Дело моего отца | страница 47



О политика! Что ты делаешь с людьми!

Не могу не рассказать, как в ЦК КПСС знакомили меня с выпиской из постановления Президиума о посмертном восстановлении отца в партии. Чиновник вынул бумажку из сейфа, дал прочитать и пальцем указал на гриф в правом верхнем углу бланка: «Совершенно секретно».

— Оглашению не подлежит, — предупредил он.

— Это для вас секретно, — нахально возразил я. — Сейчас же пойду, наменяю пятнашек и буду звонить всем знакомым.

— Мое дело предупредить, — сухо сказал чиновник.

За справкой Верховного суда я зашел позже. Поскольку в тексте была указана должность отца, полковник (не тот, что на улице Кирова, а другой) сказал, что он очень рад, что справедливость восторжествовала, и т. д.

— Да, — согласился я. — Это действительно великое дело. Ведь теперь рухнул весь процесс «право-троцкистского блока», дело Бухарина и Рыкова.

— В каком смысле? — удивился полковник.

— Если один из главных обвиняемых оправдан подчистую, то значит, что и весь процесс — липа.

— А ваш отец проходил по тому процессу? Вы не ошибаетесь?

Некоторое время ушло на то, чтобы убедить военного юриста, что я не ошибаюсь.

Полковник убежал куда-то, привел еще трех полковников, и я повторил для них то, что уже сказал.

Они были ошарашены, другого слова мне не найти. И не зря не верили своим ушам. Время это показало. Понадобилось еще тридцать с лишним лет, чтобы свершилось то, что казалось мне закономерным, делом завтрашнего дня. Глупые полковники были умней меня.

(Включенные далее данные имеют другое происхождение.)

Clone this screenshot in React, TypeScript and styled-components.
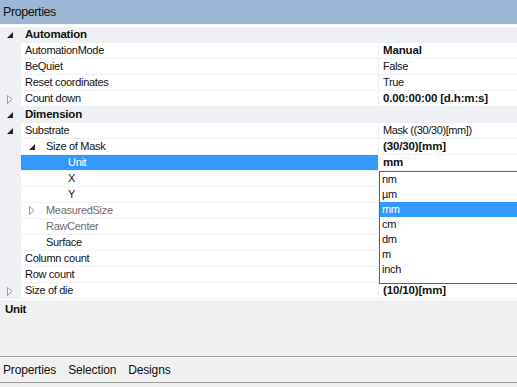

…Я начал писать и печататься в газетах и журналах сразу по возвращении, а вскоре меня привлекла в нештатные сотрудники газета «Нойес Лебен», издающаяся для советских немцев. Писал я там под почти рифмующимся псевдонимом И. Крамер и в 1958 году выпросил себе командировку в Узбекистан. Редакция поставила условием, чтобы прежде я по бывал в Таджикистане, где есть целые немецкие колхозы написал бы очерк о передовике производства.

Во время этой командировки я понял значение грифа «Совершенно секретно». Прибыл я в райцентр Колхозабад, который только что переименовали. Он был Кагановичабадом, и не все вывески и бланки успели сменить.

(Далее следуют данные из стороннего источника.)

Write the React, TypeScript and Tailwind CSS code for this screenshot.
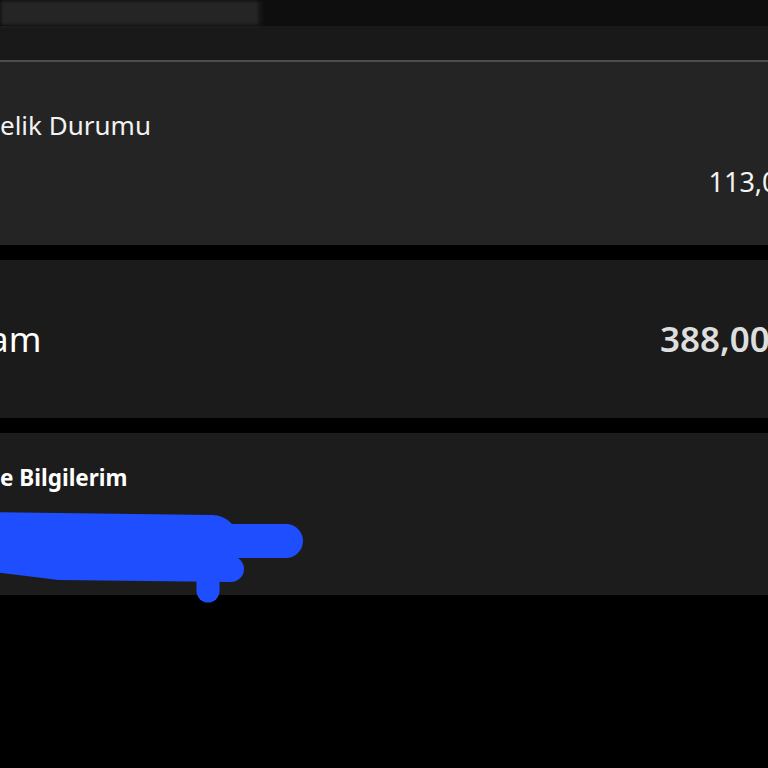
import React from 'react';

const font = { fontFamily: '"Noto Sans", "Open Sans", sans-serif' };

const Scribble: React.FC = () => (
  <svg className="absolute left-0 top-0" width="320" height="175" viewBox="0 433 320 175" aria-hidden>
    <g stroke="#1f4eff" strokeLinecap="round" strokeLinejoin="round" fill="none">
      <line x1="-30" y1="539" x2="212" y2="542" strokeWidth="54" />
      <line x1="212" y1="541" x2="286" y2="541" strokeWidth="34" />
      <polyline points="-30,556 60,567 231,569" strokeWidth="26" />
      <line x1="208" y1="570" x2="208" y2="591" strokeWidth="23" />
    </g>
  </svg>
);

export default function App() {
  return (
    <div className="w-[768px] h-[768px] bg-black overflow-hidden text-white" style={font}>
      {/* status / header strip */}
      <div className="flex h-[26px]">
        <div className="w-[260px] bg-[#252525] blur-[2px]" />
        <div className="flex-1 bg-[#0e0e0e]" />
      </div>
      <div className="h-[34px] bg-[#191919]" />
      <div className="h-[2px] bg-[#4d4d4d]" />

      {/* Üyelik Durumu */}
      <section className="h-[183px] bg-[#242424] pt-[102px] relative">
        <div className="absolute left-0 top-[45px] text-[26px] leading-[36px] text-[#f2f2f2] whitespace-nowrap">
          elik Durumu
        </div>
        <div className="w-[803px] flex justify-end pr-[10px]">
          <span className="text-[27px] leading-[36px] text-[#f4f4f4] whitespace-nowrap">113,00</span>
        </div>
      </section>

      <div className="h-[15px]" />

      {/* Toplam */}
      <section className="h-[158px] bg-[#1b1b1b] flex items-center overflow-hidden">
        <div className="w-[828px] shrink-0 flex justify-between items-center">
          <span className="-ml-[11px] text-[35px] leading-[44px] text-white">am</span>
          <span className="text-[35px] leading-[44px] font-semibold text-[#dedede] whitespace-nowrap pr-[10px]">388,00 TL</span>
        </div>
      </section>

      <div className="h-[15px]" />

      {/* Bilgilerim */}
      <section className="h-[162px] bg-[#1c1c1c] relative">
        <div className="pt-[29px] text-[22.5px] leading-[32px] font-bold text-white whitespace-nowrap">e Bilgilerim</div>
        <Scribble />
      </section>
    </div>
  );
}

Первый секретарь райкома узбек Исаев встретил меня, поджав губы, руки не подал, сказал, что наедине беседовать не будет. Постепенно в кабинете набралось человек пятнадцать, и секретарь сказал:

— Мы вас слушаем.

Я сообщил, что меня интересуют немецкие колхозы, а конкретно — колхоз имени Тельмана и колхоз имени Карла Маркса, хорошие механизаторы, доярки, культурно-просветительная работа.